Last time we spoke to you, you mentioned that the competition at cornerback opposite CB Richard Sherman was wide open. What have your impressions been of that competition so far? How much do you rely on what you already know about some guys just given the fact that they’ve played pretty extensively in this system?
“Yeah, that’s a good question. They’re really competing. They’re doing a great job helping one another out. It’s a selfless competition over there. [CB Emmanuel] Moseley has picked up where he’s left off. He looks fantastic. [CB Ahkello Witherspoon] Spoon’s looking like he did during OTAs and training camp a year ago and the first four games of the year, so he’s competing his tail off. [CB Jason] Verrett has a new confidence to him. [CB] Dontae Johnson’s in there competing his tail off. [CB] Tim Harris [Jr.], people forget about him. He’s getting his first true training camp.

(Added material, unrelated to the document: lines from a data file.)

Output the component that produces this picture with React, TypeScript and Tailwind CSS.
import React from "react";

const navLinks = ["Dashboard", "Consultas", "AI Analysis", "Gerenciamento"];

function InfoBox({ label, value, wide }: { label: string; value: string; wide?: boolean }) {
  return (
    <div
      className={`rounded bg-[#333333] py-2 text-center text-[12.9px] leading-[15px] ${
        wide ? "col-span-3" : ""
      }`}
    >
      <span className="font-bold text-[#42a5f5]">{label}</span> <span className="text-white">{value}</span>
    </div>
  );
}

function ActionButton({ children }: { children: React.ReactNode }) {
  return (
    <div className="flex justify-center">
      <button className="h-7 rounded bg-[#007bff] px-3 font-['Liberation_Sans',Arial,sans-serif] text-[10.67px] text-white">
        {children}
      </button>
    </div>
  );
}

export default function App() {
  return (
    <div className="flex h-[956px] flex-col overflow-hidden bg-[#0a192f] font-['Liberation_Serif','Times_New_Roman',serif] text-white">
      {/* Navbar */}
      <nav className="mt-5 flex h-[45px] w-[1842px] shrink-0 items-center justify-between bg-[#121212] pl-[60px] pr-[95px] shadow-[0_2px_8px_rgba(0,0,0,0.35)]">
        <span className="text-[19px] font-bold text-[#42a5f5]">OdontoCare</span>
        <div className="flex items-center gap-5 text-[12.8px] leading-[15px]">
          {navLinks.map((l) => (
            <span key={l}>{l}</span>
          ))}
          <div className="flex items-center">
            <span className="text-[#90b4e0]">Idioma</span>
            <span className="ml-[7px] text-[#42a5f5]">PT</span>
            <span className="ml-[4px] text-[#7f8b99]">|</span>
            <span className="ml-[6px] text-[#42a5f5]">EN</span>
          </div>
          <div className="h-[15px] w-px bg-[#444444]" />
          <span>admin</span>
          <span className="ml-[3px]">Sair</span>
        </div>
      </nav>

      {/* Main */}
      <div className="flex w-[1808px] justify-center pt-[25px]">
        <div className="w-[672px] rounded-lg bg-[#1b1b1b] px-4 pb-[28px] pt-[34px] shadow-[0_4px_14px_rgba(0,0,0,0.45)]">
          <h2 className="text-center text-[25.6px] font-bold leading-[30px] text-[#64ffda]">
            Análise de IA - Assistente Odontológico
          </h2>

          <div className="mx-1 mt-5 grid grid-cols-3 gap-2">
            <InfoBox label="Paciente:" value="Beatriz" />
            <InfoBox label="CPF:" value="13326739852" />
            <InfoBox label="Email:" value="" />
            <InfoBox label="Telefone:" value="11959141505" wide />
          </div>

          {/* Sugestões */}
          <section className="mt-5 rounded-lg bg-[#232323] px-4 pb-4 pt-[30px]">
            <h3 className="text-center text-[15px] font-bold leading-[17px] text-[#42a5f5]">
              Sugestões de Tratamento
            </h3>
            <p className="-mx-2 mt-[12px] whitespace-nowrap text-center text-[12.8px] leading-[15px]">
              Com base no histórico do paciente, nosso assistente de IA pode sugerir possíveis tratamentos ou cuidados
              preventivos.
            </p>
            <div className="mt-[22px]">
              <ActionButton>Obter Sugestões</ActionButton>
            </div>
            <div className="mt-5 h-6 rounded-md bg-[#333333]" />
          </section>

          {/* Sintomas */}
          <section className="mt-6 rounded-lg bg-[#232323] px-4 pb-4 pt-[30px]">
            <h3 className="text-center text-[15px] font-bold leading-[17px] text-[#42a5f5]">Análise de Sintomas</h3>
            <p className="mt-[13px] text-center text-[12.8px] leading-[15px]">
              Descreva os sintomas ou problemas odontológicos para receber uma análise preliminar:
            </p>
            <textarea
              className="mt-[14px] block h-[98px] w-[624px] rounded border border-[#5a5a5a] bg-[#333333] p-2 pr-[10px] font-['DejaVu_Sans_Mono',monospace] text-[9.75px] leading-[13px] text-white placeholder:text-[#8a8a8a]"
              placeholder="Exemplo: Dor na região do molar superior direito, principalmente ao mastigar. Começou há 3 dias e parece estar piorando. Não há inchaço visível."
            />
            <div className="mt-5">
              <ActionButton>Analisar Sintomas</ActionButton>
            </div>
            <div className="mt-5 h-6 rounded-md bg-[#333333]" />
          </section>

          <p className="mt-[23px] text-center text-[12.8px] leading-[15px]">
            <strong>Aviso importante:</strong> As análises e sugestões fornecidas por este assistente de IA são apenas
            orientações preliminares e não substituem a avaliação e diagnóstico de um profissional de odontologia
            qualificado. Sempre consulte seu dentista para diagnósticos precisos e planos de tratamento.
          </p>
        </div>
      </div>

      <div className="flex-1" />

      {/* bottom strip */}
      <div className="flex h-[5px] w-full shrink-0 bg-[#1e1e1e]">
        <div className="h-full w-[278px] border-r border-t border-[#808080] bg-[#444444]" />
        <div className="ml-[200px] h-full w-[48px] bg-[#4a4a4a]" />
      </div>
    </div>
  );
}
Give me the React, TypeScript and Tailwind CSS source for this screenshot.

God, I’m sure I’m forgetting someone, but they’re really doing a great job competing and trying to take advantage of every single rep and just owning their personal moments. When their time comes to get those one-on-one situations or be on the football field, you can tell there’s a deliberate attempt, which for all of them it’s always that way, but they’re locked in. They’re focused. I really think that they’re enjoying the heck out of it. It’s fun to watch and just fun to watch them pull each other along and root each other on while at the same time competing.”